If you are concerned about optimizing the performance of the parser, disable dynamic typing. That should speed things up by at least 2x.
Parse Errors
Parse errors are returned alongside the results as an array of objects. Here is the structure of an error object:
{
type: "", // Either "Quotes" or "FieldMismatch"
code: "", // Standardized error code like "UnexpectedQuotes"
message: "", // Human-readable error details
line: 0, // Line of original input
row: 0, // Row index of parsed data where error is
index: 0 // Character index within original input
}
Assuming the default settings, suppose the input is malformed:
Item,SKU,Cost,Quantity
Book,"ABC1234,10.95,4
Movie,DEF5678,29.99,3
Notice the stray quotes on the second line. This is the output:
{
"results": {
"fields": [
"Item",
"SKU",
"Cost",
"Quantity"
],
"rows": [
{
"Item": "Book",
"SKU": "ABC1234,10.95,4\nMovie,DEF5678,29.99,3"
}
]
},
"errors": {
"0": [
{
"type": "FieldMismatch",
"code": "TooFewFields",
"message": "Too few fields: expected 4 fields but parsed 2",
"line": 2,
"row": 0,
"index": 66
},
{
"type": "Quotes",
"code": "MissingQuotes",
"message": "Unescaped or mismatched quotes",
"line": 2,
"row": 0,
"index": 66
}
],
"length": 2
}
}
If the header row is disabled, field counting does not occur because there is no need to key the data to the field name. Thus we only get a Quotes error:
{
"results": [
[
"Item",
"SKU",
"Cost",
"Quantity"
],
[
"Book",
"ABC1234,10.95,4\nMovie,DEF5678,29.99,3"
]
],
"errors": {
"1": [
{
"type": "Quotes",
"code": "MissingQuotes",
"message": "Unescaped or mismatched quotes",
"line": 2,
"row": 1,
"index": 66
}
],
"length": 1
}
}
Suppose a field value with a delimiter is not escaped:
Item,SKU,Cost,Quantity
Book,ABC1234,10,95,4
Movie,DEF5678,29.99,3
Again, notice the second line, "10,95" instead of "10.95". This field should be quoted: "10,95"
but the parser handles the problem gracefully:
{
"results": {
"fields": [
"Item",
"SKU",
"Cost",
"Quantity"
],
"rows": [
{
"Item": "Book",
"SKU": "ABC1234",
"Cost": 10,
"Quantity": 95,
"__parsed_extra": [
"4"
]
},
{
"Item": "Movie",
"SKU": "DEF5678",
"Cost": 29.99,
"Quantity": 3
}
]
},
"errors": {
"0": [
{
"type": "FieldMismatch",
"code": "TooManyFields",
"message": "Too many fields: expected 4 fields but parsed 5",
"line": 2,
"row": 0,
"index": 43
}
],
"length": 1
}
}
Since files with headers are supposed to have the same number of fields per row, any extra fields are parsed into a special array field named "__parsed_extra" in the order that the remaining line was parsed.
Tests
The Parser component is under test.
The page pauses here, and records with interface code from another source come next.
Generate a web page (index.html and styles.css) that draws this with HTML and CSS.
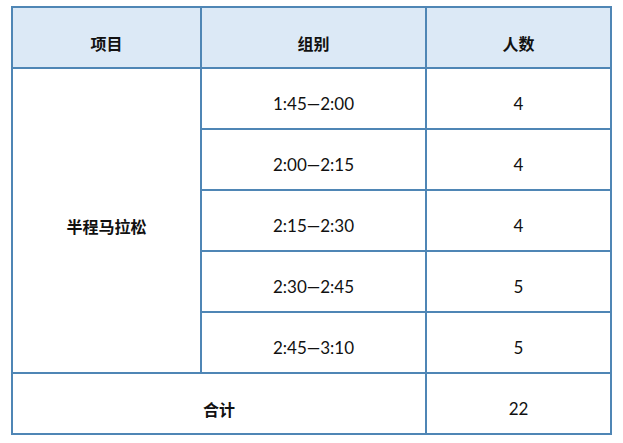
FILE: index.html
```html
<!DOCTYPE html>
<html lang="zh">
<head>
<meta charset="utf-8">
<link rel="stylesheet" href="styles.css">
</head>
<body>
<table class="tbl">
  <colgroup>
    <col class="c1"><col class="c2"><col class="c3">
  </colgroup>
  <thead>
    <tr class="head">
      <th>项目</th>
      <th>组别</th>
      <th>人数</th>
    </tr>
  </thead>
  <tbody>
    <tr>
      <td rowspan="5" class="bold">半程马拉松</td>
      <td>1:45—2:00</td>
      <td>4</td>
    </tr>
    <tr><td>2:00—2:15</td><td>4</td></tr>
    <tr><td>2:15—2:30</td><td>4</td></tr>
    <tr><td>2:30—2:45</td><td>5</td></tr>
    <tr><td>2:45—3:10</td><td>5</td></tr>
    <tr>
      <td colspan="2" class="bold">合计</td>
      <td>22</td>
    </tr>
  </tbody>
</table>
</body>
</html>
```
FILE: styles.css
```css
html, body {
  margin: 0;
  padding: 0;
  background: #ffffff;
}
body {
  padding: 6px 0 0 11px;
  font-family: Lato, "Noto Sans CJK SC", sans-serif;
  color: #111;
}
.tbl {
  border-collapse: collapse;
  table-layout: fixed;
  width: 599px;
}
.c1 { width: 189px; }
.c2 { width: 225px; }
.c3 { width: 185px; }
.tbl th, .tbl td {
  border: 2px solid #4f86b5;
  text-align: center;
  vertical-align: middle;
  height: 49px;
  padding: 10px 0 0;
  font-size: 17px;
  font-weight: 400;
}
.tbl th {
  background: #dce9f6;
  font-family: "Noto Sans CJK SC", sans-serif;
  font-weight: 700;
  font-size: 16px;
}
.tbl td.bold {
  font-family: "Noto Sans CJK SC", sans-serif;
  font-weight: 700;
  font-size: 16px;
}
```
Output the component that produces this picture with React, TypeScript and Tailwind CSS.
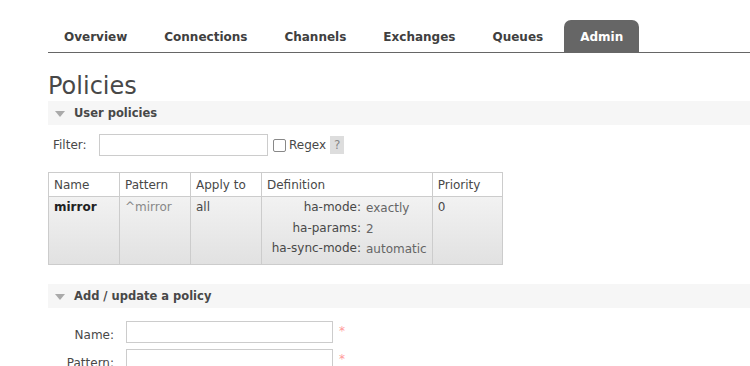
import React from 'react';

const tabs = ['Overview', 'Connections', 'Channels', 'Exchanges', 'Queues', 'Admin'];

const definition: [string, string][] = [
  ['ha-mode', 'exactly'],
  ['ha-params', '2'],
  ['ha-sync-mode', 'automatic'],
];

const SectionHeader = ({ title }: { title: string }) => (
  <div className="flex h-[24px] items-center bg-[#f6f6f6] pl-[7px] pt-[1px]">
    <span className="mr-[9px] h-0 w-0 border-x-[5px] border-t-[6px] border-x-transparent border-t-[#aaaaaa]" />
    <span className="text-[11.5px] font-bold text-[#484848]">{title}</span>
  </div>
);

const App = () => {
  return (
    <div
      className="h-[366px] w-[750px] overflow-hidden bg-white pl-[48px] text-[12px] text-[#484848]"
      style={{ fontFamily: '"DejaVu Sans", Verdana, sans-serif' }}
    >
      {/* nav */}
      <div className="mt-[20px] flex h-[33px] gap-[5px] border-b border-[#666666]">
        {tabs.map(t => (
          <div
            key={t}
            className={
              t === 'Admin'
                ? 'flex h-[32px] items-center rounded-t-[7px] bg-[#666666] px-[16px] pt-[2px] font-bold text-white'
                : 'flex h-[32px] items-center px-[16px] pt-[2px] font-bold text-[#404040]'
            }
          >
            {t}
          </div>
        ))}
      </div>

      <h1 className="mt-[19px] h-[28px] text-[24px] leading-[28px] text-[#484848]">Policies</h1>

      <div className="mt-[1px]">
        <SectionHeader title="User policies" />
      </div>

      {/* filter */}
      <div className="mt-[9px] flex h-[22px] items-center">
        <span className="ml-[5px] w-[46px]">Filter:</span>
        <input className="h-[22px] w-[169px] border border-[#cccccc] outline-none" />
        <span className="ml-[5px] h-[13px] w-[13px] rounded-[2px] border border-[#888888] bg-white" />
        <span className="ml-[3px]">Regex</span>
        <span className="ml-[4px] flex h-[18px] w-[14px] items-center justify-center bg-[#dddddd] text-[#888888]">?</span>
      </div>

      {/* table */}
      <table className="mt-[16px] border-collapse border border-[#cccccc]">
        <thead>
          <tr className="h-[24px] bg-white">
            <th className="w-[71px] border border-[#cccccc] px-[5px] text-left font-normal">Name</th>
            <th className="w-[71px] border border-[#cccccc] px-[5px] text-left font-normal">Pattern</th>
            <th className="w-[71px] border border-[#cccccc] px-[5px] text-left font-normal">Apply to</th>
            <th className="w-[169px] border border-[#cccccc] px-[5px] text-left font-normal">Definition</th>
            <th className="w-[70px] border border-[#cccccc] px-[5px] text-left font-normal">Priority</th>
          </tr>
        </thead>
        <tbody>
          <tr className="h-[68px] bg-linear-to-b from-[#f2f2f2] to-[#e1e1e1] align-top">
            <td className="border border-[#cccccc] px-[5px] pt-[1px] font-bold text-[#222222]">mirror</td>
            <td className="border border-[#cccccc] px-[5px] pt-[1px] text-[#888888]">^mirror</td>
            <td className="border border-[#cccccc] px-[5px] pt-[1px]">all</td>
            <td className="border border-[#cccccc] px-[5px] pt-0">
              <div className="flex flex-col">
                {definition.map(([k, v]) => (
                  <div key={k} className="flex h-[20.5px] items-center">
                    <span className="w-[94px] text-right">{k}:</span>
                    <span className="ml-[5px] mt-[2px] text-[#666666]">{v}</span>
                  </div>
                ))}
              </div>
            </td>
            <td className="border border-[#cccccc] px-[5px] pt-[1px]">0</td>
          </tr>
        </tbody>
      </table>

      <div className="mt-[19px]">
        <SectionHeader title="Add / update a policy" />
      </div>

      {/* form */}
      <div className="mt-[13px] flex flex-col gap-[6px]">
        {['Name:', 'Pattern:'].map(l => (
          <div key={l} className="flex h-[22px] items-start">
            <span className="w-[66px] pt-[5px] text-right leading-[18px]">{l}</span>
            <input className="ml-[12px] h-[22px] w-[207px] border border-[#cccccc] outline-none" />
            <span className="ml-[6px] pt-[1px] text-[#ff9999]">*</span>
          </div>
        ))}
      </div>
    </div>
  );
};

export default App;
Download this repository and open tests.html
in your browser to run them.
The Parser function
Inside this jQuery plugin is a Parser
function that performs the parsing of delimited text. It does not depend upon jQuery. This plugin uses jQuery to attach to <input type="file">
elements and to make it more convenient to activate and use the parsing mechanism.
Contributing
Please feel free to chip in! If you'd like to see a feature or fix, pull down the code and submit a pull request. But remember, if you're changing anything in the Parser function, a pull request, with test, is best. (All changes to the parser component should be validated with tests.)